→ **WHAT THE TASK ASKS**
Check each line of the material below for "Tailwind", then copy the ones that contain it.

<<<<

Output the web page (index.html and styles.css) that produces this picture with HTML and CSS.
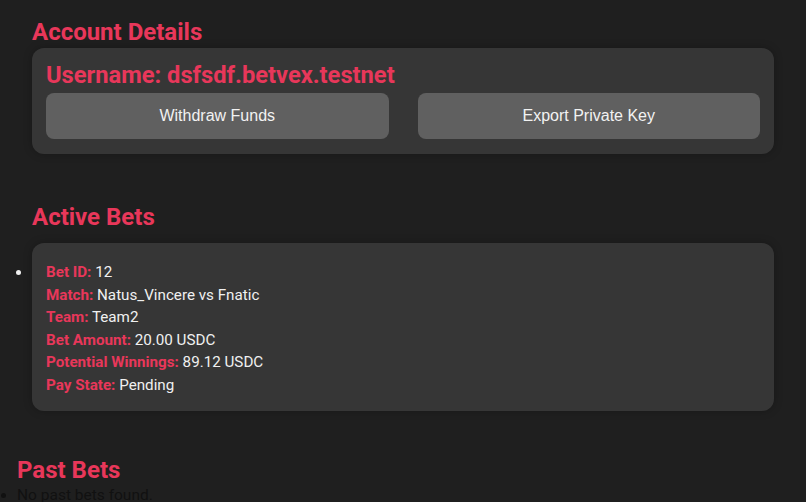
FILE: index.html
```html
<!DOCTYPE html>
<html>
<head>
    <meta charset="UTF-8" />
    <title>Account</title>
    <link rel="stylesheet" href="styles.css">
</head>
<body>
    <div class="section">
        <h2>Account Details</h2>
        <div class="card account-card">
            <h3 class="username">Username: dsfsdf.betvex.testnet</h3>
            <div class="actions">
                <button class="btn">Withdraw Funds</button>
                <button class="btn">Export Private Key</button>
            </div>
        </div>
    </div>

    <div class="section active-bets">
        <h2>Active Bets</h2>
        <ul class="bet-list">
            <li class="card bet-card">
                <div><span class="label">Bet ID:</span> 12</div>
                <div><span class="label">Match:</span> Natus_Vincere vs Fnatic</div>
                <div><span class="label">Team:</span> Team2</div>
                <div><span class="label">Bet Amount:</span> 20.00 USDC</div>
                <div><span class="label">Potential Winnings:</span> 89.12 USDC</div>
                <div><span class="label">Pay State:</span> Pending</div>
            </li>
        </ul>
    </div>

    <h2 class="past-title">Past Bets</h2>
    <ul class="past-list">
        <li>No past bets found.</li>
    </ul>
</body>
</html>
```

FILE: styles.css
```css
body {
    margin: 0;
    padding: 0 17px;
    background-color: #1f1f1f;
    font-family: Roboto, "Noto Sans", sans-serif;
    color: #eeeeee;
}

h2 {
    color: #e8375a;
    font-size: 24px;
    line-height: 30px;
    font-weight: 700;
    margin: 17px 0 1px;
}

.section {
    padding: 0 15px;
}

.card {
    background-color: #363636;
    border-radius: 12px;
    box-shadow: 0 0 8px rgba(0, 0, 0, 0.25);
}

.account-card {
    padding: 10px 14px 15px;
}

.username {
    color: #e8375a;
    font-size: 23.7px;
    line-height: 35px;
    font-weight: 700;
    margin: 0;
}

.actions {
    display: flex;
    gap: 29px;
}

.btn {
    flex: 1;
    height: 46px;
    background-color: #606060;
    border: none;
    border-radius: 8px;
    color: #f2f2f2;
    font-family: "Liberation Sans", Arial, sans-serif;
    font-size: 16px;
    cursor: pointer;
}

.active-bets {
    margin-top: 48px;
}

.active-bets h2 {
    margin-bottom: 11px;
}

.bet-list {
    margin: 0;
    padding: 0;
}

.bet-card {
    padding: 18px 14px 14px;
    font-size: 15.2px;
    line-height: 22.6px;
    color: #f0f0f0;
}

.label {
    color: #e8375a;
    font-weight: 700;
}

.past-title {
    margin-top: 44px;
    margin-bottom: 0;
}

.past-list {
    margin: 0;
    padding: 0;
    font-size: 15.5px;
    line-height: 20px;
    color: #111111;
}
```
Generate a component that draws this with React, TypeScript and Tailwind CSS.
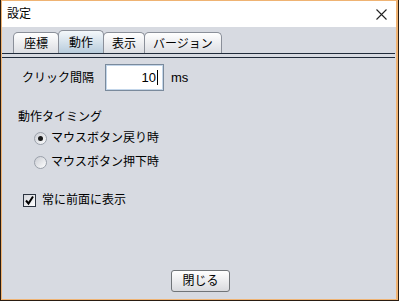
import React from 'react'

const font = { fontFamily: '"Liberation Sans", "Noto Sans CJK JP", sans-serif' }

function Tab({ label, width, selected }: { label: string; width: string; selected?: boolean }) {
  return (
    <div
      className={
        'flex items-center justify-center rounded-t-[5px] border-x border-t border-[#8a8f99] -ml-px first:ml-0 text-[12px] text-black ' +
        width +
        (selected
          ? ' h-[23px] bg-gradient-to-b from-[#f4f8fb] to-[#b8ccdc] relative z-10'
          : ' h-[21px] bg-gradient-to-b from-[#ffffff] to-[#dcdee3]')
      }
    >
      <span className="leading-none pt-px">{label}</span>
    </div>
  )
}

function Radio({ checked, label }: { checked?: boolean; label: string }) {
  return (
    <div className="flex items-center h-[16px]">
      <div className="w-[13px] h-[13px] rounded-full border border-[#9aa0aa] bg-gradient-to-br from-[#c9ccd3] to-[#ffffff] flex items-center justify-center">
        {checked && <div className="w-[5px] h-[5px] rounded-full bg-[#1a1a1a]" />}
      </div>
      <span className="ml-[4px] text-[12px] leading-none text-black">{label}</span>
    </div>
  )
}

export default function App() {
  return (
    <div className="w-[399px] h-[301px] bg-[#2a1d12] px-px pb-px" style={font}>
      <div className="w-full h-full flex flex-col border-t border-l border-r-2 border-b border-[#efb373]">
        {/* title bar */}
        <div className="h-[26px] bg-white flex items-center justify-between pl-[5px] pr-[9px]">
          <span className="text-[12px] text-black leading-none">設定</span>
          <svg width="11" height="11" viewBox="0 0 11 11">
            <path d="M0.5 0.5 L10.5 10.5 M10.5 0.5 L0.5 10.5" stroke="#222" strokeWidth="1.1" />
          </svg>
        </div>

        <div className="flex-1 bg-[#d7dae1] flex flex-col">
          {/* tabs */}
          <div className="h-[26px] pl-[11px] flex items-end">
            <Tab label="座標" width="w-[46px]" />
            <Tab label="動作" width="w-[46px]" selected />
            <Tab label="表示" width="w-[42px]" />
            <Tab label="バージョン" width="w-[78px]" />
          </div>
          <div className="h-[5px] border-y border-[#1f2a3a] mr-[1px]" />

          {/* content */}
          <div className="flex-1 flex flex-col pt-[6px]">
            <div className="flex items-center pl-[20px] h-[27px]">
              <span className="text-[12px] text-black leading-none w-[83px]">クリック間隔</span>
              <div className="w-[59px] h-[27px] border border-[#7a8a9c] bg-white shadow-[inset_0_0_0_1px_#c3d6ea] flex items-center justify-end pr-[5px]">
                <span className="text-[13px] text-black leading-none">10</span>
                <div className="w-px h-[15px] bg-black ml-px" />
              </div>
              <span className="ml-[7px] text-[13px] text-black leading-none">ms</span>
            </div>

            <div className="mt-[18px] pl-[16px] h-[16px] flex items-center">
              <span className="text-[12px] text-black leading-none">動作タイミング</span>
            </div>

            <div className="mt-[5px] pl-[32px] flex flex-col gap-[8px]">
              <Radio checked label="マウスボタン戻り時" />
              <Radio label="マウスボタン押下時" />
            </div>

            <div className="mt-[22px] pl-[21px] flex items-center h-[16px]">
              <div className="w-[13px] h-[13px] border border-[#2c3440] bg-gradient-to-br from-[#d4d6dc] to-[#ffffff] flex items-center justify-center">
                <svg width="11" height="11" viewBox="0 0 11 11">
                  <path d="M2 5.5 L4.5 8.5 L9 1.5" stroke="#000" strokeWidth="2" fill="none" />
                </svg>
              </div>
              <span className="ml-[6px] text-[12px] text-black leading-none">常に前面に表示</span>
            </div>

            <div className="flex-1" />

            <div className="flex justify-center pb-[7px] pl-[3px]">
              <button className="w-[59px] h-[22px] rounded-[3px] border border-[#707478] bg-gradient-to-b from-[#ffffff] to-[#d9dade] text-[12px] text-black leading-none">
                閉じる
              </button>
            </div>
          </div>
        </div>
      </div>
    </div>
  )
}
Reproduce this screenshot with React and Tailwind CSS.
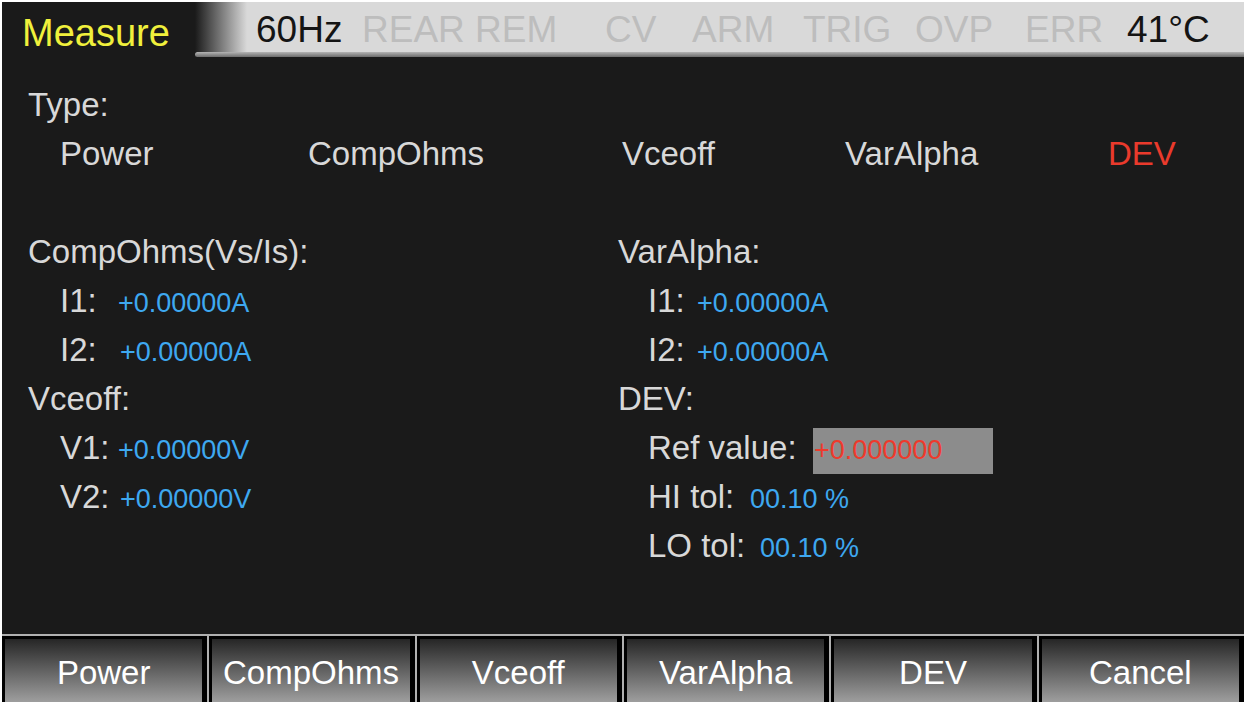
const status = [
  { t: '60Hz', w: 'w-[106px]', c: 'text-[#141414]' },
  { t: 'REAR REM', w: 'w-[243px]', c: 'text-[#bdbdbd]' },
  { t: 'CV', w: 'w-[87px]', c: 'text-[#bdbdbd]' },
  { t: 'ARM', w: 'w-[111px]', c: 'text-[#bdbdbd]' },
  { t: 'TRIG', w: 'w-[112px]', c: 'text-[#bdbdbd]' },
  { t: 'OVP', w: 'w-[110px]', c: 'text-[#bdbdbd]' },
  { t: 'ERR', w: 'w-[102px]', c: 'text-[#bdbdbd]' },
  { t: '41°C', w: 'w-auto', c: 'text-[#141414]' },
]

const types = [
  { t: 'Power', w: 'w-[248px]', c: 'text-[#d8d8d8]' },
  { t: 'CompOhms', w: 'w-[314px]', c: 'text-[#d8d8d8]' },
  { t: 'Vceoff', w: 'w-[223px]', c: 'text-[#d8d8d8]' },
  { t: 'VarAlpha', w: 'w-[263px]', c: 'text-[#d8d8d8]' },
  { t: 'DEV', w: 'w-auto', c: 'text-[#ea3a2c]' },
]

const keys = ['Power', 'CompOhms', 'Vceoff', 'VarAlpha', 'DEV', 'Cancel']

function Heading({ children }) {
  return <div className="h-[49px] leading-[49px] text-[#d8d8d8]">{children}</div>
}

function Field({ label, w, value, indent }) {
  return (
    <div className={`flex h-[49px] items-baseline ${indent}`}>
      <span className={`shrink-0 leading-[49px] text-[#d8d8d8] ${w}`}>{label}</span>
      <span className="leading-[49px] text-[27px] text-[#3ea8f0]">{value}</span>
    </div>
  )
}

export default function App() {
  return (
    <div className="h-[702px] w-[1244px] overflow-hidden bg-white pl-[2px] pt-[2px]" style={{ fontFamily: '"Liberation Sans", Arial, sans-serif' }}>
      <div className="flex h-full flex-col bg-[#1a1a1a]">
        {/* header */}
        <div className="flex h-[55px] shrink-0">
          <div className="w-[193px] shrink-0 pl-[20px] pt-[12px] text-[38px] leading-none text-[#f0f03c]">Measure</div>
          <div className="flex flex-1 flex-col">
            <div className="flex h-[50px] items-center bg-[linear-gradient(to_right,#1a1a1a,#d9d9d9_52px)] pl-[61px] pt-[5px] text-[37px] leading-none">
              {status.map((s) => (
                <span key={s.t} className={`shrink-0 whitespace-nowrap ${s.w} ${s.c}`}>{s.t}</span>
              ))}
            </div>
            <div className="h-[5px] rounded-l-full bg-[linear-gradient(to_bottom,#b4b4b4,#6c6c6c)]" />
          </div>
        </div>

        {/* body */}
        <div className="flex-1 pl-[26px] pt-[23px] text-[33px]">
          <Heading>Type:</Heading>
          <div className="flex h-[49px] items-center pl-[32px] leading-[49px]">
            {types.map((t) => (
              <span key={t.t} className={`shrink-0 ${t.w} ${t.c}`}>{t.t}</span>
            ))}
          </div>
          <div className="h-[49px]" />
          <div className="flex">
            <div className="w-[590px] shrink-0">
              <Heading>CompOhms(Vs/Is):</Heading>
              <Field indent="pl-[32px]" label="I1:" w="w-[58px]" value="+0.00000A" />
              <Field indent="pl-[32px]" label="I2:" w="w-[60px]" value="+0.00000A" />
              <Heading>Vceoff:</Heading>
              <Field indent="pl-[32px]" label="V1:" w="w-[58px]" value="+0.00000V" />
              <Field indent="pl-[32px]" label="V2:" w="w-[60px]" value="+0.00000V" />
            </div>
            <div className="flex-1">
              <Heading>VarAlpha:</Heading>
              <Field indent="pl-[30px]" label="I1:" w="w-[49px]" value="+0.00000A" />
              <Field indent="pl-[30px]" label="I2:" w="w-[49px]" value="+0.00000A" />
              <Heading>DEV:</Heading>
              <div className="flex h-[49px] items-center pl-[30px]">
                <span className="w-[165px] shrink-0 leading-[49px] text-[#d8d8d8]">Ref value:</span>
                <div className="mt-[6px] flex h-[46px] w-[180px] items-center bg-[#8c8c8c] pl-[1px] text-[27px] leading-none text-[#ee3a2c]">+0.000000</div>
              </div>
              <Field indent="pl-[30px]" label="HI tol:" w="w-[102px]" value="00.10 %" />
              <Field indent="pl-[30px]" label="LO tol:" w="w-[112px]" value="00.10 %" />
            </div>
          </div>
        </div>

        {/* soft keys */}
        <div className="grid h-[68px] shrink-0 grid-cols-6 gap-[2px] bg-[#b0b0b0] pt-[2px]">
          {keys.map((k) => (
            <div key={k} className="bg-black pl-[3px] pr-[5px] pt-[3px]">
              <div className="flex h-full items-center justify-center bg-[linear-gradient(to_bottom,#262626,#9e9e9e)] pt-[3px] text-[33px] leading-none text-white">
                {k}
              </div>
            </div>
          ))}
        </div>
      </div>
    </div>
  )
}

>>>>

→ **SOLUTION TO THIS EXERCISE**
Generate a component that draws this with React, TypeScript and Tailwind CSS.
Reproduce this screenshot with React and Tailwind CSS.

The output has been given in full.